Na análise elaborada por meio da metodologia do CAP, 34% dos dispositivos do texto constitucional aparecem como objeto de 17 tipos de políticas públicas distintas, considerado, assim, alto o grau de diversidade de temas abordados, com destaque para o aparecimento de políticas econômicas (11%), políticas de trabalho, emprego e renda (5,8%), regulamentações bancárias e sistema financeiro (2,8%), políticas de educação (2,6%) e de habitação (2,4%). Conforme demonstrado na tabela anterior e ilustrado na Figura 1, chama atenção a diversidade de políticas setoriais que são instituídas na Carta Constitucional, promovendo o agendamento de diversas políticas públicas na Constituição de 1988.

Figura 1
Atenção às políticas setoriais na Constituição Federal de 1988

No passo seguinte, são apresentados os resultados das análises feitas nas 105 ECs aprovadas, considerando as 99 Emendas aprovadas via PECs e as seis Emendas de Revisão, tendo como objetivo identificar quais setores foram mais modificados via ECs aprovadas.

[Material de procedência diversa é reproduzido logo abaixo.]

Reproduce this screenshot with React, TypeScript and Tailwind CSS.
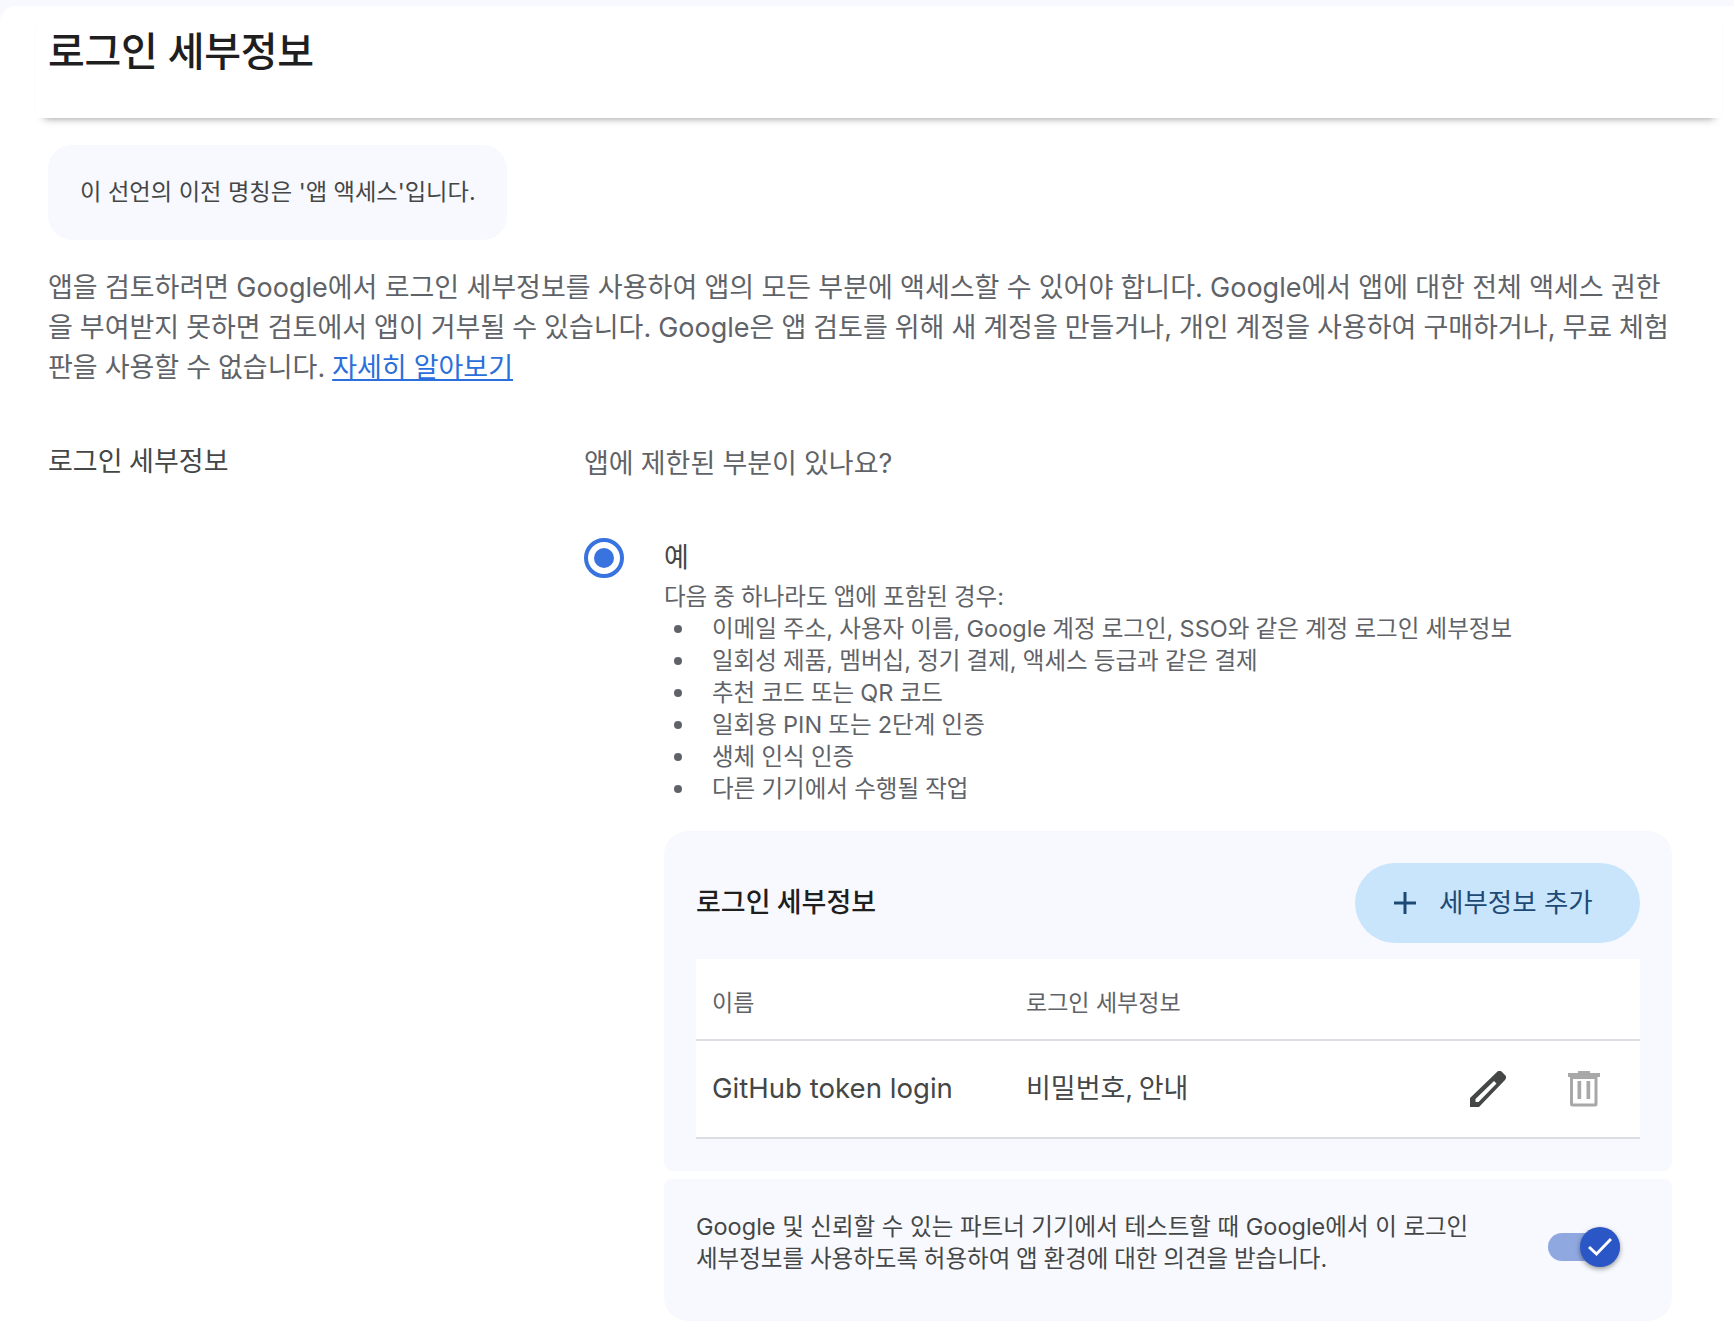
const font = "font-['Inter','Noto_Sans_CJK_KR',sans-serif]"

const bullets = [
  '이메일 주소, 사용자 이름, Google 계정 로그인, SSO와 같은 계정 로그인 세부정보',
  '일회성 제품, 멤버십, 정기 결제, 액세스 등급과 같은 결제',
  '추천 코드 또는 QR 코드',
  '일회용 PIN 또는 2단계 인증',
  '생체 인식 인증',
  '다른 기기에서 수행될 작업',
]

function PencilIcon() {
  return (
    <svg width="36" height="36" viewBox="0 0 36 36" fill="#444746">
      <path
        fillRule="evenodd"
        d="M0 36V27L27 1c1.5-1.5 3.5-1.5 5 0l3 3c1.5 1.5 1.5 3.5 0 5L9 36zM5.5 31h3L26.5 12.5 24 10 5.5 28z"
      />
    </svg>
  )
}

function TrashIcon() {
  return (
    <svg width="32" height="36" viewBox="0 0 32 36" fill="#a8a8a8">
      <path d="M10 0h12v2h10v4H0V2h10z" />
      <path d="M2 5h27.5v28a2.5 2.5 0 0 1-2.5 2.5H4.5A2.5 2.5 0 0 1 2 33zM5 8v24.5h21.5V8z" fillRule="evenodd" />
      <path d="M9.5 10h3.7v18H9.5zM18.5 10h3.7v18h-3.7z" />
    </svg>
  )
}

export default function App() {
  return (
    <div className={`${font} h-[1322px] w-[1734px] overflow-hidden bg-[#f8f9fe]`}>
      <div className="mt-[6px] h-[1316px] overflow-hidden rounded-tl-[16px] bg-white">
        <div className="ml-[36px] mr-[12px] h-[112px] bg-white pl-[12px] shadow-[0_8px_8px_-8px_rgba(0,0,0,0.45)]">
          <h1 className="pt-[20px] text-[40px] leading-[52px] font-medium tracking-[-0.3px] text-[#1f1f1f]">로그인 세부정보</h1>
        </div>

        <div className="pl-[48px] pr-[40px]">
          <div className="mt-[27px] flex h-[95px] w-[459px] items-center rounded-[24px] bg-[#f8f9fe] pl-[32px] text-[23.25px] text-[#444746]">
            이 선언의 이전 명칭은 '앱 액세스'입니다.
          </div>

          <p className="mt-[28px] text-[27px] leading-[40px] text-[#5f6368] [word-spacing:-0.6px]">
            <span className="block whitespace-nowrap [word-spacing:-0.35px]">앱을 검토하려면 Google에서 로그인 세부정보를 사용하여 앱의 모든 부분에 액세스할 수 있어야 합니다. Google에서 앱에 대한 전체 액세스 권한</span>
            <span className="block whitespace-nowrap">을 부여받지 못하면 검토에서 앱이 거부될 수 있습니다. Google은 앱 검토를 위해 새 계정을 만들거나, 개인 계정을 사용하여 구매하거나, 무료 체험</span>
            <span className="block whitespace-nowrap">판을 사용할 수 없습니다. <a className="text-[#2a6fdb] underline">자세히 알아보기</a></span>
          </p>

          <div className="mt-[54px] flex">
            <div className="w-[536px] text-[27px] leading-[40px] text-[#444746] [word-spacing:-1px]">로그인 세부정보</div>
            <div className="w-[1088px]">
              <div className="pt-[2px] text-[27px] leading-[40px] text-[#5f6368] [word-spacing:-0.5px]">앱에 제한된 부분이 있나요?</div>

              <div className="mt-[54px] flex">
                <div className="flex h-[40px] w-[40px] items-center justify-center rounded-full border-[4px] border-[#3873e0]">
                  <div className="h-[20px] w-[20px] rounded-full bg-[#3873e0]" />
                </div>
                <div className="ml-[40px] mt-[2px] text-[#444746]">
                  <div className="text-[27px] leading-[36px]">예</div>
                  <div className="mt-[5px] text-[23.5px] leading-[32px] text-[#5f6368] [word-spacing:-0.5px]">다음 중 하나라도 앱에 포함된 경우:</div>
                  <ul className="text-[23.5px] leading-[32px] text-[#5f6368] [word-spacing:-0.4px]">
                    {bullets.map((b) => (
                      <li key={b} className="flex items-center whitespace-nowrap">
                        <span className="ml-[10px] mr-[30px] h-[8px] w-[8px] rounded-full bg-[#5f6368]" />
                        {b}
                      </li>
                    ))}
                  </ul>
                </div>
              </div>

              <div className="ml-[80px] mt-[26px] w-[1008px]">
                <div className="h-[340px] rounded-t-[24px] rounded-b-[8px] bg-[#f8f9fe] px-[32px] pt-[32px]">
                  <div className="flex items-center justify-between">
                    <div className="text-[27px] leading-[40px] font-medium text-[#1f1f1f] [word-spacing:-1px]">로그인 세부정보</div>
                    <button className="flex h-[80px] w-[285px] items-center rounded-full bg-[#c9e5fc] pl-[39px] text-[26.5px] text-[#1d4a75]">
                      <svg width="22" height="22" viewBox="0 0 22 22" stroke="#1d4a75" strokeWidth="3">
                        <path d="M11 0v22M0 11h22" />
                      </svg>
                      <span className="ml-[23px]">세부정보 추가</span>
                    </button>
                  </div>
                  <div className="mt-[16px] bg-white">
                    <div className="flex h-[82px] items-center border-b-2 border-[#dddde3] pl-[16px] pt-[8px] text-[23px] text-[#5f6368]">
                      <span className="w-[314px]">이름</span>
                      <span>로그인 세부정보</span>
                    </div>
                    <div className="flex h-[98px] items-center border-b-2 border-[#dddde3] pl-[16px] text-[27px] text-[#444746]">
                      <span className="w-[314px] text-[27.6px]">GitHub token login</span>
                      <span className="[word-spacing:-2px]">비밀번호, 안내</span>
                      <div className="ml-auto mr-[40px] flex items-center gap-[62px]">
                        <PencilIcon />
                        <TrashIcon />
                      </div>
                    </div>
                  </div>
                </div>

                <div className="mt-[8px] flex h-[142px] items-center rounded-t-[8px] rounded-b-[24px] bg-[#f8f9fe] px-[32px]">
                  <div className="w-[780px] pb-[15px] text-[23.5px] leading-[32px] text-[#444746]">
                    <span className="block whitespace-nowrap">Google 및 신뢰할 수 있는 파트너 기기에서 테스트할 때 Google에서 이 로그인</span>
                    <span className="block whitespace-nowrap [word-spacing:-0.8px]">세부정보를 사용하도록 허용하여 앱 환경에 대한 의견을 받습니다.</span>
                  </div>
                  <div className="relative ml-[72px] mb-[6px] h-[28px] w-[72px] rounded-full bg-[#8fa8e0]">
                    <div className="absolute right-0 top-[-6px] flex h-[40px] w-[40px] items-center justify-center rounded-full bg-[#2a56c6] shadow-[0_2px_5px_rgba(0,0,0,0.4)]">
                      <svg width="24" height="24" viewBox="0 0 24 24" fill="none" stroke="white" strokeWidth="3">
                        <path d="M1 12l7.5 7L23 4" />
                      </svg>
                    </div>
                  </div>
                </div>
              </div>
            </div>
          </div>
        </div>
      </div>
    </div>
  )
}
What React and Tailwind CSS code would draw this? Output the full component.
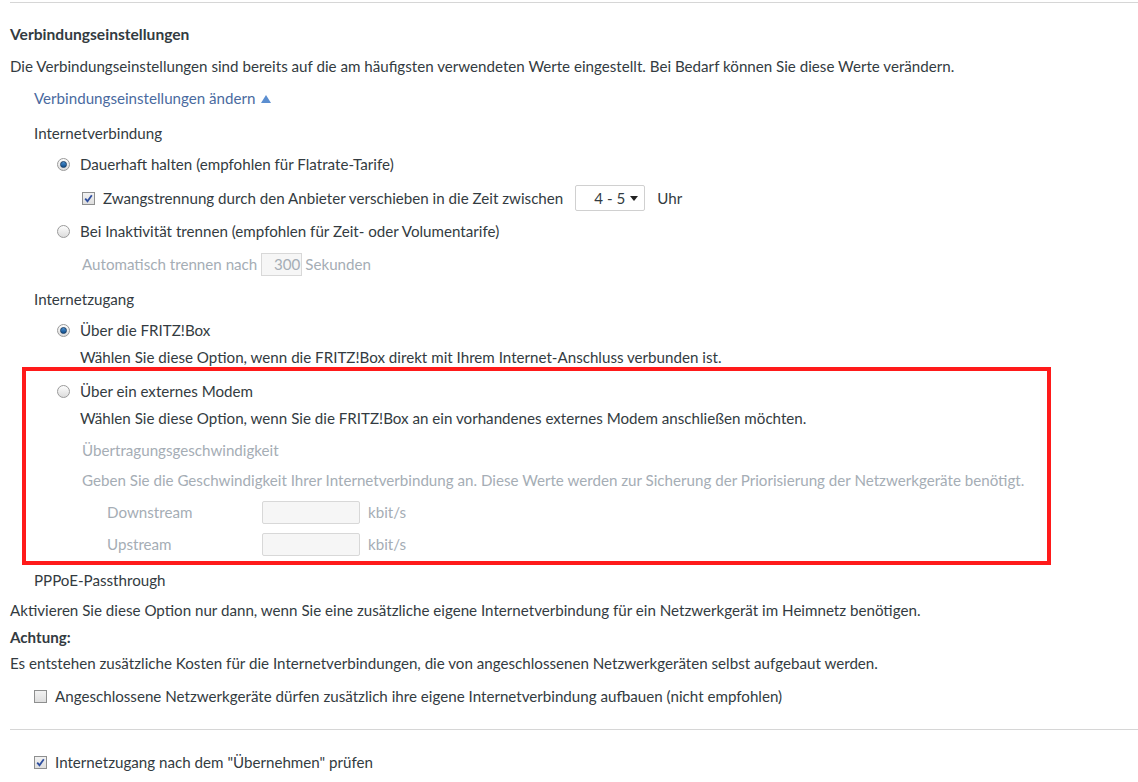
const dark = 'text-[#333b41]'

function Radio({ checked }) {
  return (
    <span className="w-[13px] h-[13px] rounded-full border border-[#9a9a9a] bg-gradient-to-b from-[#fdfdfd] to-[#dcdcdc] flex items-center justify-center shrink-0">
      {checked && <span className="w-[7px] h-[7px] rounded-full bg-gradient-to-b from-[#4a90d0] to-[#0d4f8f] border border-[#1b3f66]" />}
    </span>
  )
}

function Check({ checked }) {
  return (
    <span className="w-[13px] h-[13px] border border-[#8e8f8f] bg-gradient-to-b from-[#f2f2f2] to-[#dedede] flex items-center justify-center shrink-0">
      {checked && (
        <svg width="9" height="9" viewBox="0 0 9 9">
          <path d="M1.2 4.6 L3.5 7.2 L7.8 1.3" fill="none" stroke="#2f4f9f" strokeWidth="1.8" />
        </svg>
      )}
    </span>
  )
}

export default function App() {
  return (
    <div
      className={`relative w-[1138px] h-[782px] overflow-hidden bg-white text-[15.15px] leading-5 ${dark}`}
      style={{ fontFamily: 'Lato, "Open Sans", sans-serif' }}
    >
      <div className="mt-[2px] ml-[10px] border-t border-[#d6d6d6]" />

      <div className="mt-[21px] ml-[10px] h-5 flex items-center font-bold text-[15.6px]">Verbindungseinstellungen</div>
      <div className="mt-[12px] ml-[10px] h-5 flex items-center">
        Die Verbindungseinstellungen sind bereits auf die am häufigsten verwendeten Werte eingestellt. Bei Bedarf können Sie diese Werte verändern.
      </div>
      <div className="mt-[12px] ml-[34px] h-5 flex items-center gap-[5px] text-[#4a6aa0]">
        Verbindungseinstellungen ändern
        <svg width="10" height="8" viewBox="0 0 10 8" className="mt-[1px]">
          <path d="M5 0 L10 8 L0 8 Z" fill="#5b8ed0" />
        </svg>
      </div>

      <div className="mt-[15px] ml-[34px] h-5 flex items-center">Internetverbindung</div>
      <div className="mt-[11px] ml-[57px] h-5 flex items-center gap-[10px]">
        <Radio checked />
        <span>Dauerhaft halten (empfohlen für Flatrate-Tarife)</span>
      </div>
      <div className="mt-[14px] ml-[82px] h-5 flex items-center">
        <Check checked />
        <span className="ml-[8px]">Zwangstrennung durch den Anbieter verschieben in die Zeit zwischen</span>
        <span className="ml-[12px] w-[70px] h-[26px] border border-[#d0d0d0] rounded-[2px] flex items-center justify-end pr-[6px] gap-[5px]">
          <span>4 - 5</span>
          <svg width="8" height="5" viewBox="0 0 8 5">
            <path d="M0 0 L8 0 L4 5 Z" fill="#222" />
          </svg>
        </span>
        <span className="ml-[12px]">Uhr</span>
      </div>
      <div className="mt-[13px] ml-[57px] h-5 flex items-center gap-[10px]">
        <Radio />
        <span>Bei Inaktivität trennen (empfohlen für Zeit- oder Volumentarife)</span>
      </div>
      <div className="mt-[13px] ml-[82px] h-5 flex items-center text-[#a5adb5]">
        <span>Automatisch trennen nach</span>
        <span className="ml-[4px] w-[41px] h-[23px] border border-[#d8d8d8] bg-[#f6f6f6] flex items-center justify-end pr-[1px]">300</span>
        <span className="ml-[3px]">Sekunden</span>
      </div>

      <div className="mt-[15px] ml-[34px] h-5 flex items-center">Internetzugang</div>
      <div className="mt-[11px] ml-[57px] h-5 flex items-center gap-[10px]">
        <Radio checked />
        <span>Über die FRITZ!Box</span>
      </div>
      <div className="mt-[7px] ml-[80px] h-5 flex items-center">
        Wählen Sie diese Option, wenn die FRITZ!Box direkt mit Ihrem Internet-Anschluss verbunden ist.
      </div>
      <div className="mt-[14px] ml-[57px] h-5 flex items-center gap-[10px]">
        <Radio />
        <span>Über ein externes Modem</span>
      </div>
      <div className="mt-[7px] ml-[80px] h-5 flex items-center">
        Wählen Sie diese Option, wenn Sie die FRITZ!Box an ein vorhandenes externes Modem anschließen möchten.
      </div>
      <div className="mt-[12px] ml-[82px] h-5 flex items-center text-[#a5adb5]">Übertragungsgeschwindigkeit</div>
      <div className="mt-[10px] ml-[82px] h-5 flex items-center text-[#a5adb5]">
        Geben Sie die Geschwindigkeit Ihrer Internetverbindung an. Diese Werte werden zur Sicherung der Priorisierung der Netzwerkgeräte benötigt.
      </div>
      <div className="mt-[12px] ml-[107px] h-5 flex items-center text-[#a5adb5]">
        <span className="w-[155px]">Downstream</span>
        <span className="w-[98px] h-[23px] border border-[#d8d8d8] bg-[#f6f6f6] rounded-[2px]" />
        <span className="ml-[8px]">kbit/s</span>
      </div>
      <div className="mt-[12px] ml-[107px] h-5 flex items-center text-[#a5adb5]">
        <span className="w-[155px]">Upstream</span>
        <span className="w-[98px] h-[23px] border border-[#d8d8d8] bg-[#f6f6f6] rounded-[2px]" />
        <span className="ml-[8px]">kbit/s</span>
      </div>

      <div className="mt-[16px] ml-[34px] h-5 flex items-center">PPPoE-Passthrough</div>
      <div className="mt-[10px] ml-[10px] h-5 flex items-center">
        Aktivieren Sie diese Option nur dann, wenn Sie eine zusätzliche eigene Internetverbindung für ein Netzwerkgerät im Heimnetz benötigen.
      </div>
      <div className="mt-[7px] ml-[10px] h-5 flex items-center font-bold">Achtung:</div>
      <div className="mt-[6px] ml-[10px] h-5 flex items-center">
        Es entstehen zusätzliche Kosten für die Internetverbindungen, die von angeschlossenen Netzwerkgeräten selbst aufgebaut werden.
      </div>
      <div className="mt-[13px] ml-[34px] h-5 flex items-center gap-[8px]">
        <Check />
        <span>Angeschlossene Netzwerkgeräte dürfen zusätzlich ihre eigene Internetverbindung aufbauen (nicht empfohlen)</span>
      </div>

      <div className="mt-[23px] ml-[10px] border-t border-[#d6d6d6]" />
      <div className="mt-[22px] ml-[34px] h-5 flex items-center gap-[8px]">
        <Check checked />
        <span>Internetzugang nach dem "Übernehmen" prüfen</span>
      </div>

      <div className="absolute left-[22px] top-[367px] w-[1029px] h-[198px] border-[4px] border-[#ff1a1a] pointer-events-none" />
    </div>
  )
}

Conforme Tabela 7, é importante destacar as prioridades sobre os setores de governo e administração pública, representando 20,41%, e sobre os temas de Judiciário e sistema de justiça, representados por 12,24% do total de emendas aprovadas, replicando os indicadores de maior atenção da Constituição de 1988. No entanto, quando analisado o percentual de políticas setoriais a partir da agregação dos códigos propostos, notamos um crescimento no percentual de temas inseridos na Constituição que se referem ao regramento de políticas públicas, em diversos setores. Enquanto as ECs relacionadas a temas de estrutura e sistema político somam 46%, as ECs que versam sobre políticas públicas somam 64%, com destaque para as políticas de setores como macroeconomia (19,5%), energia (4,2%), saúde (4,2%), políticas sociais (3,6%) e cultura (3,3%).

Tabela 7
Percentual de atenção na composição das Emendas Constitucionais aprovadas

Na Figura 3 são apresentadas as ECs aprovadas em cada governo ao longo do tempo. A primeira informação relevante diz respeito ao total de emendas aprovadas por governo. É importante notar uma certa constância, ainda que em patamar elevado, no número de ECs aprovadas entre os governos de Fernando Henrique Cardoso (FHC), primeiro e segundo mandatos, Luiz Inácio Lula da Silva, primeiro e segundo mandatos, e Dilma Rousseff, primeiro mandato. Nesse período de 20 anos, de 1995 a 2014, foram 80 ECs aprovadas, uma média de 16 aprovação de ECs por governo, ou quatro emendas por ano nesse período.

Figura 2
Atenção às políticas setoriais nas Emendas Constitucionais aprovadas de 1992 a 2018

Figura 3
Emendas Constitucionais por categoria, por governo

Figura 4
Atenção às políticas setoriais na Constituição emendada até 2018

Juntos, os dois governos de FHC foram os que mais promoveram alterações na Constituição, 35 no total. As mudanças vieram em diversos setores, sobretudo aqueles pautados em ideias reformistas, da economia - com a aprovação e prorrogação da CPMF, da reforma da administração pública e da previdência, da desregulamentação do sistema financeiro, abertura de capital e de atuação de empresas internacionais no mercado nacional em diversos setores - telecomunicações, recursos minerais; redefinição em setores estratégicos como as políticas energéticas de gás e de petróleo. Outras políticas setoriais também foram alvo de reformas constitucionais no governo FHC, como o setor da educação e a criação do Fundef, e do Fundo de Combate e Erradicação da Pobreza e de Moradia (FCEP), direito social fundamental, investimentos mínimos em saúde.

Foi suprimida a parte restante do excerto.